Accumulating clinical evidence indicates increased aortic stiffness, an independent risk factor for cardiovascular and all-cause mortality, in type 2 diabetic and glucose-intolerant individuals. The present study sought to determine whether increased mechanical stiffness, an altered extracellular matrix, and a profibrotic gene expression profile could be observed in the aorta of the insulin-resistant Zucker fa/fa rat. Mechanical testing of Zucker fa/fa aortas showed increased vascular stiffness in longitudinal and circumferential directions compared with Zucker lean controls. Unequal elevations in developed strain favoring the longitudinal direction resulted in a loss of anisotropy. Real-time quantitative PCR and immunohistochemistry revealed increased expression of fibronectin and collagen IV{alpha}3 in the Zucker fa/fa aorta. In addition, expression of transforming growth factor-{beta} and several Smad proteins was increased in vessels from insulin-resistant animals.
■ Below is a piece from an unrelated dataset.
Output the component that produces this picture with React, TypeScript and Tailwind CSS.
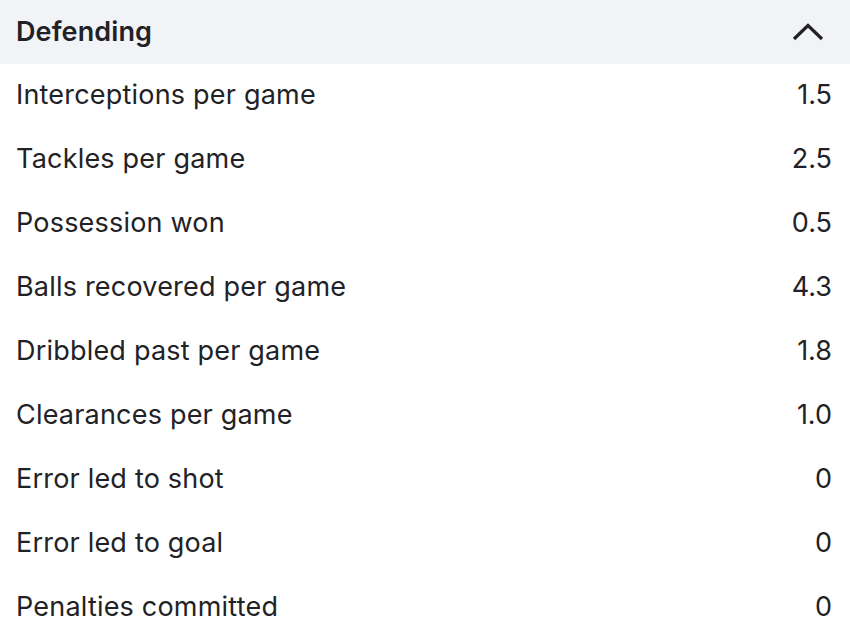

In rat vascular smooth muscle cells, 12-18 h of exposure to insulin (100 nmol/l) enhanced transforming growth factor-{beta}1 mRNA expression, implicating a role for hyperinsulinemia in vascular stiffness. Thus there is mechanical, structural, and molecular evidence of arteriosclerosis in the Zucker fa/fa rat at the glucose-intolerant, hyperinsulinemic stage. [PUBLICATION ABSTRACT]